2. A drive system as in claim 1 which further comprises a control for said actuator to initiate said sequential establishment of intermeshing and coupling interengagement upon said thermal cycling system reaching a predetermined temperature, said control being effective to de-energize said actuator upon reaching both a predetermined speed of said output means and a predetermined temperature of said thermal cycling system.

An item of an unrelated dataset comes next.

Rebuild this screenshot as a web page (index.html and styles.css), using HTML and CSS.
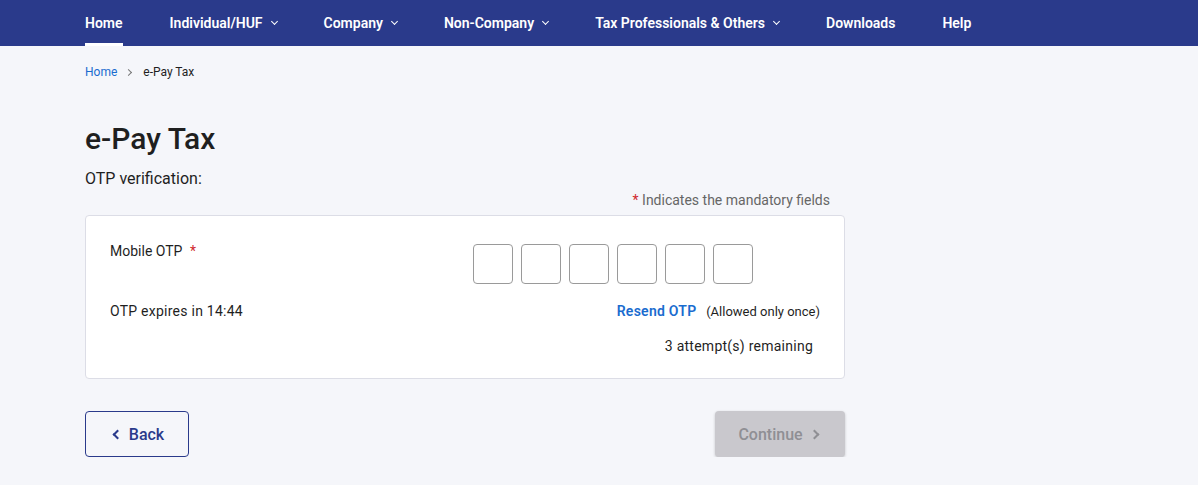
FILE: index.html
```html
<!DOCTYPE html>
<html lang="en">
<head>
  <meta charset="UTF-8" />
  <meta name="viewport" content="width=device-width, initial-scale=1.0"/>
  <title>e-Pay Tax</title>
  <link rel="stylesheet" href="styles.css">
</head>
<body>
  <nav class="topnav">
    <a href="#" class="nav-item active">Home</a>
    <a href="#" class="nav-item">Individual/HUF <span class="caret"></span></a>
    <a href="#" class="nav-item">Company <span class="caret"></span></a>
    <a href="#" class="nav-item">Non-Company <span class="caret"></span></a>
    <a href="#" class="nav-item">Tax Professionals &amp; Others <span class="caret"></span></a>
    <a href="#" class="nav-item">Downloads</a>
    <a href="#" class="nav-item">Help</a>
  </nav>

  <main class="page">
    <div class="breadcrumb">
      <a href="#">Home</a>
      <span class="crumb-sep"></span>
      <span>e-Pay Tax</span>
    </div>

    <h1>e-Pay Tax</h1>
    <p class="subtitle">OTP verification:</p>
    <p class="mandatory"><span class="req">*</span> Indicates the mandatory fields</p>

    <div class="card">
      <div class="otp-row">
        <label>Mobile OTP <span class="req">*</span></label>
        <div class="otp-boxes">
          <input type="text" maxlength="1" />
          <input type="text" maxlength="1" />
          <input type="text" maxlength="1" />
          <input type="text" maxlength="1" />
          <input type="text" maxlength="1" />
          <input type="text" maxlength="1" />
        </div>
      </div>
      <div class="info-row">
        <span>OTP expires in <span id="timer">14:44</span></span>
        <span class="resend"><a href="#">Resend OTP</a> <small>(Allowed only once)</small></span>
      </div>
      <div class="attempts">3 attempt(s) remaining</div>
    </div>

    <div class="actions">
      <button class="btn-back"><span class="chev-left"></span> Back</button>
      <button class="btn-continue" disabled>Continue <span class="chev-right"></span></button>
    </div>
  </main>
</body>
</html>
```

FILE: styles.css
```css
* {
  box-sizing: border-box;
}

body {
  margin: 0;
  font-family: Roboto, 'Liberation Sans', sans-serif;
  background: #f5f6fa;
  color: #1f1f1f;
}

.topnav {
  height: 46px;
  background: #2a3a8b;
  display: flex;
  align-items: stretch;
  padding-left: 85px;
  gap: 47px;
}

.nav-item {
  display: flex;
  align-items: center;
  color: #fff;
  text-decoration: none;
  font-size: 14px;
  font-weight: 600;
  border-bottom: 3px solid transparent;
  padding-top: 2px;
}

.nav-item.active {
  border-bottom-color: #fff;
}

.caret {
  width: 5px;
  height: 5px;
  border-right: 1.5px solid #fff;
  border-bottom: 1.5px solid #fff;
  transform: rotate(45deg);
  margin: 0 0 3px 9px;
}

.page {
  width: 760px;
  margin-left: 85px;
}

.breadcrumb {
  display: flex;
  align-items: center;
  font-size: 12px;
  margin-top: 19px;
  height: 14px;
}

.breadcrumb a {
  color: #1a6ccf;
  text-decoration: none;
}

.crumb-sep {
  width: 5px;
  height: 5px;
  border-right: 1.2px solid #777;
  border-top: 1.2px solid #777;
  transform: rotate(45deg);
  margin: 0 12px 0 9px;
}

h1 {
  font-size: 30px;
  font-weight: 500;
  margin: 42px 0 0;
  line-height: 36px;
}

.subtitle {
  font-size: 16px;
  margin: 12px 0 0;
  line-height: 20px;
}

.mandatory {
  text-align: right;
  font-size: 14px;
  color: #666;
  margin: 2px 15px 0 0;
  line-height: 18px;
}

.req {
  color: #d0282d;
}

.card {
  margin-top: 6px;
  background: #fff;
  border: 1px solid #dcdde6;
  border-radius: 4px;
  padding: 28px 24px 24px;
}

.otp-row {
  display: flex;
  font-size: 14px;
}

.otp-row label {
  width: 363px;
  line-height: 14px;
}

.otp-row label .req {
  margin-left: 4px;
}

.otp-boxes {
  display: flex;
  gap: 8px;
}

.otp-boxes input {
  width: 40px;
  height: 40px;
  border: 1px solid #9a9a9a;
  border-radius: 4px;
  font-size: 16px;
  text-align: center;
}

.info-row {
  display: flex;
  justify-content: space-between;
  align-items: baseline;
  font-size: 14px;
  letter-spacing: 0.25px;
  margin-top: 19px;
}

.resend a {
  color: #1a6ccf;
  font-weight: 600;
  text-decoration: none;
  margin-right: 6px;
}

.resend small {
  font-size: 13px;
  letter-spacing: 0;
}

.attempts {
  text-align: right;
  font-size: 14px;
  letter-spacing: 0.25px;
  margin-top: 19px;
  padding-right: 7px;
}

.actions {
  display: flex;
  justify-content: space-between;
  margin-top: 32px;
}

.actions button {
  height: 46px;
  border-radius: 4px;
  font-family: inherit;
  font-size: 16px;
  font-weight: 500;
  display: flex;
  align-items: center;
  justify-content: center;
  gap: 8px;
}

.btn-back {
  width: 104px;
  background: transparent;
  border: 1px solid #2a3a8b;
  color: #2a3a8b;
  cursor: pointer;
}

.btn-continue {
  width: 130px;
  background: #c9c8cd;
  border: none;
  color: #8f8f94;
  box-shadow: 0 1px 3px rgba(0, 0, 0, 0.2);
}

.chev-left,
.chev-right {
  width: 7px;
  height: 7px;
  border-left: 2px solid currentColor;
  border-bottom: 2px solid currentColor;
}

.chev-left {
  transform: rotate(45deg);
  margin-left: 4px;
}

.chev-right {
  transform: rotate(-135deg);
  margin-right: 4px;
}
```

3. A drive system as in claim 1, in which said actuator comprises magnetically permeable pressure rings, one of said rings being fixed against axial movement and the other being movable for axial movement, friction means interposed between said pressure rings and an armature ring effective to induce a flux path through said magnetically permeable pressure rings for establishing conjoint rotation between said rings, one of said rings being drivingly connected to said motor and the other of said rings being drivingly connected to said output means.

4. The starter system as in claim 3, in which said intermeshable gear elements are interposed between the driving connection between said one element and said driven means, at least one of said intermeshable gear elements be axially slidable, and said selectively connecting means having a pivotable lever actuated by said armature ring for promoting said intermeshing.